Forward Looking Statements

This communication contains “forward-looking statements” within the meaning of the “safe harbor” provisions of the Private Securities Litigation Reform Act of 1995, including but not limited to statements about Occidental’s expectations, beliefs, plans or forecasts.  Forward-looking statements involve estimates, expectations, projections, goals, forecasts, assumptions, risks and uncertainties, many of which involve factors or circumstances that are beyond Occidental’s control.  Actual results may differ from anticipated results, sometimes materially, and reported or expected results should not be considered an indication of future performance.

Factors that could cause actual results to differ and that may affect Occidental’s results of operations and financial position appear in Part I, Item 1A “Risk Factors” of Occidental’s Annual Report on Form 10-K for the year ended December 31, 2018, and in Occidental’s other filings with the U.S. Securities and Exchange Commission (“SEC”).  Additional factors related to the proposed transaction between Occidental and Anadarko Petroleum Corporation (“Anadarko”) appear in the definitive proxy statement/prospectus that is a part of Occidental’s registration statement on Form S-4, as amended, which was declared effective by the SEC on July 11, 2019 in connection with the proposed transaction between Occidental and Anadarko.

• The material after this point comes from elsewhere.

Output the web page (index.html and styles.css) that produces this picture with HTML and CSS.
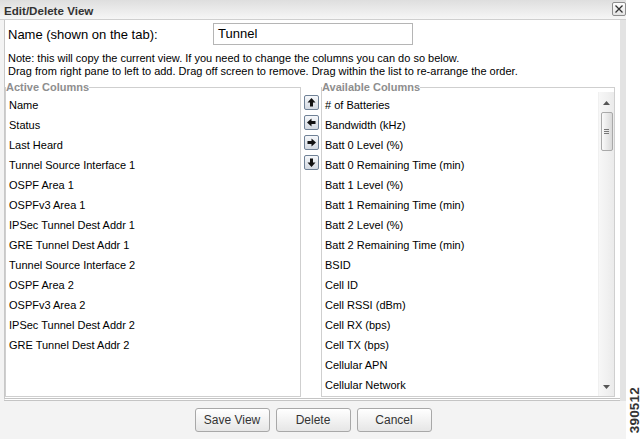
FILE: index.html
```html
<!DOCTYPE html>
<html>
<head>
<meta charset="utf-8">
<link rel="stylesheet" href="styles.css">
</head>
<body>
<div class="page">
  <div class="titlebar">
    <span class="title">Edit/Delete View</span>
    <span class="close"><svg width="12" height="12" viewBox="0 0 12 12"><path d="M2.5 2.5 L9.5 9.5 M9.5 2.5 L2.5 9.5" stroke="#333" stroke-width="1.3" fill="none"/></svg></span>
  </div>
  <div class="main">
    <div class="dialog">
      <div class="content-row">
        <div class="panel">
          <div class="name-row">
            <span class="name-label">Name (shown on the tab):</span>
            <span class="name-input">Tunnel</span>
          </div>
          <div class="note">Note: this will copy the current view. If you need to change the columns you can do so below.<br>Drag from right pane to left to add. Drag off screen to remove. Drag within the list to re-arrange the order.</div>
          <div class="columns">
            <fieldset class="box left-box">
              <legend>Active Columns</legend>
              <ul class="list">
                <li>Name</li>
                <li>Status</li>
                <li>Last Heard</li>
                <li>Tunnel Source Interface 1</li>
                <li>OSPF Area 1</li>
                <li>OSPFv3 Area 1</li>
                <li>IPSec Tunnel Dest Addr 1</li>
                <li>GRE Tunnel Dest Addr 1</li>
                <li>Tunnel Source Interface 2</li>
                <li>OSPF Area 2</li>
                <li>OSPFv3 Area 2</li>
                <li>IPSec Tunnel Dest Addr 2</li>
                <li>GRE Tunnel Dest Addr 2</li>
              </ul>
            </fieldset>
            <div class="movers">
              <span class="mv"><svg width="13" height="13" viewBox="0 0 13 13"><path d="M6.5 2 L10.5 6.5 L8 6.5 L8 10.5 L5 10.5 L5 6.5 L2.5 6.5 Z" fill="#111"/></svg></span>
              <span class="mv"><svg width="13" height="13" viewBox="0 0 13 13"><path d="M2 6.5 L6.5 2.5 L6.5 5 L10.5 5 L10.5 8 L6.5 8 L6.5 10.5 Z" fill="#111"/></svg></span>
              <span class="mv"><svg width="13" height="13" viewBox="0 0 13 13"><path d="M11 6.5 L6.5 2.5 L6.5 5 L2.5 5 L2.5 8 L6.5 8 L6.5 10.5 Z" fill="#111"/></svg></span>
              <span class="mv"><svg width="13" height="13" viewBox="0 0 13 13"><path d="M6.5 11 L10.5 6.5 L8 6.5 L8 2.5 L5 2.5 L5 6.5 L2.5 6.5 Z" fill="#111"/></svg></span>
            </div>
            <fieldset class="box right-box">
              <legend>Available Columns</legend>
              <div class="scroll-wrap">
                <ul class="list">
                  <li># of Batteries</li>
                  <li>Bandwidth (kHz)</li>
                  <li>Batt 0 Level (%)</li>
                  <li>Batt 0 Remaining Time (min)</li>
                  <li>Batt 1 Level (%)</li>
                  <li>Batt 1 Remaining Time (min)</li>
                  <li>Batt 2 Level (%)</li>
                  <li>Batt 2 Remaining Time (min)</li>
                  <li>BSID</li>
                  <li>Cell ID</li>
                  <li>Cell RSSI (dBm)</li>
                  <li>Cell RX (bps)</li>
                  <li>Cell TX (bps)</li>
                  <li>Cellular APN</li>
                  <li>Cellular Network</li>
                </ul>
                <div class="vscroll">
                  <span class="sb-arrow"><svg width="7" height="4" viewBox="0 0 7 4"><path d="M0 4 L3.5 0 L7 4 Z" fill="#555"/></svg></span>
                  <span class="thumb"><span class="grip"></span><span class="grip"></span><span class="grip"></span></span>
                  <span class="sb-fill"></span>
                  <span class="sb-arrow"><svg width="7" height="4" viewBox="0 0 7 4"><path d="M0 0 L3.5 4 L7 0 Z" fill="#555"/></svg></span>
                </div>
              </div>
            </fieldset>
          </div>
        </div>
        <div class="strip"></div>
      </div>
      <div class="footer">
        <span class="btn">Save View</span>
        <span class="btn">Delete</span>
        <span class="btn">Cancel</span>
      </div>
    </div>
    <div class="side"><span class="fig">390512</span></div>
  </div>
</div>
</body>
</html>
```

FILE: styles.css
```css
html, body {
  margin: 0;
  padding: 0;
  background: #fff;
}
.page {
  width: 642px;
  height: 439px;
  display: flex;
  flex-direction: column;
  overflow: hidden;
  font-family: "Liberation Sans", Arial, sans-serif;
}
.titlebar {
  height: 20px;
  flex: none;
  box-sizing: border-box;
  display: flex;
  align-items: center;
  padding-left: 4px;
  background: linear-gradient(#dedede, #f6f6f6);
  border-bottom: 1px solid #cfcfcf;
  width: 626px;
}
.title {
  font-weight: bold;
  font-size: 11.6px;
  color: #333;
  flex: 1;
  margin-top: 1px;
}
.close {
  width: 12px;
  height: 12px;
  border: 1px solid #8d8d8d;
  border-radius: 2px;
  background: linear-gradient(#fdfdfd, #e4e4e4);
  display: flex;
  margin-top: -2px;
}
.main {
  flex: 1;
  display: flex;
}
.dialog {
  width: 626px;
  display: flex;
  flex-direction: column;
  background: #f3f3f3;
}
.content-row {
  display: flex;
  padding-left: 4px;
  height: 381px;
}
.panel {
  width: 615px;
  background: #fff;
  border-left: 1px solid #c8c8c8;
  border-bottom: 3px double #c4c4c4;
  display: flex;
  flex-direction: column;
}
.strip {
  width: 6px;
  background: #e3e3e3;
}
.name-row {
  display: flex;
  align-items: center;
  height: 24px;
  margin-top: 2px;
  padding-left: 3px;
}
.name-label {
  font-size: 13px;
  color: #000;
  width: 205px;
}
.name-input {
  width: 194px;
  height: 20px;
  border: 1px solid #b5b5b5;
  font-size: 13px;
  line-height: 20px;
  padding-left: 4px;
  color: #000;
}
.note {
  font-size: 11px;
  line-height: 13px;
  color: #000;
  padding-left: 3px;
  margin-top: 6px;
}
.columns {
  display: flex;
  flex: 1;
  margin-top: 4px;
  min-height: 0;
}
.box {
  margin: 0;
  padding: 0;
  border: 1px solid #cfcfcf;
  min-width: 0;
  overflow: hidden;
}
.box legend {
  font-size: 11px;
  font-weight: bold;
  color: #8e8e8e;
  padding: 0;
  margin-left: 0;
  line-height: 10px;
  height: 10px;
}
.left-box {
  width: 294px;
  margin-bottom: 1px;
}
.right-box {
  width: 292px;
  margin-bottom: 1px;
}
.list {
  list-style: none;
  margin: 0;
  padding: 3px 0 0 3px;
  font-size: 11px;
  line-height: 20px;
  color: #000;
}
.list li {
  white-space: nowrap;
}
.movers {
  width: 20px;
  display: flex;
  flex-direction: column;
  align-items: center;
  gap: 5px;
  padding-top: 13px;
}
.mv {
  width: 13px;
  height: 13px;
  border: 1px solid #6f8196;
  border-radius: 2px;
  background: linear-gradient(#f6f8fb, #d3d9e1);
  display: flex;
}
.scroll-wrap {
  display: flex;
  height: 100%;
}
.scroll-wrap .list {
  flex: 1;
}
.vscroll {
  width: 15px;
  display: flex;
  flex-direction: column;
  align-items: center;
  background: linear-gradient(90deg, #f7f7f7, #ebebeb);
  border-left: 1px solid #f0f0f0;
  padding: 5px 0 3px;
}
.sb-arrow {
  height: 12px;
  display: flex;
  align-items: center;
  justify-content: center;
}
.thumb {
  width: 12px;
  height: 39px;
  margin-top: 3px;
  box-sizing: border-box;
  border: 1px solid #a9a9a9;
  border-radius: 2px;
  background: linear-gradient(90deg, #fafafa, #d9d9d9);
  display: flex;
  flex-direction: column;
  align-items: center;
  justify-content: center;
  gap: 1px;
}
.grip {
  width: 5px;
  height: 1px;
  background: #777;
}
.sb-fill {
  flex: 1;
}
.footer {
  flex: 1;
  display: flex;
  justify-content: center;
  align-items: flex-start;
  gap: 6px;
  padding-top: 7px;
}
.btn {
  width: 73px;
  height: 22px;
  border: 1px solid #a8a8a8;
  border-radius: 3px;
  background: linear-gradient(#ffffff, #e6e6e6);
  font-size: 12px;
  line-height: 22px;
  text-align: center;
  color: #333;
}
.side {
  flex: 1;
  display: flex;
  align-items: flex-end;
  justify-content: center;
  padding-bottom: 6px;
}
.fig {
  writing-mode: vertical-rl;
  transform: rotate(180deg);
  font-size: 13.5px;
  font-weight: bold;
  color: #333;
  letter-spacing: 0.2px;
}
```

Because the factors referred to above could cause actual results or outcomes to differ materially from those expressed or implied in any forward-looking statements, you should not place undue reliance on any such forward-looking statements.  Further, any forward-looking statement speaks only as of the date of this communication and, unless legally required, Occidental does not undertake any obligation to update any forward-looking statement, as a result of new information, future events or otherwise.

Additional Information and Where to Find It

Occidental has filed with the SEC a definitive consent revocation solicitation statement on Schedule 14A and has mailed such definitive consent revocation solicitation statement to shareholders of Occidental. This communication is not a substitute for any consent revocation solicitation statement or other document that Occidental has filed or may file with the SEC in connection with any solicitation by Occidental.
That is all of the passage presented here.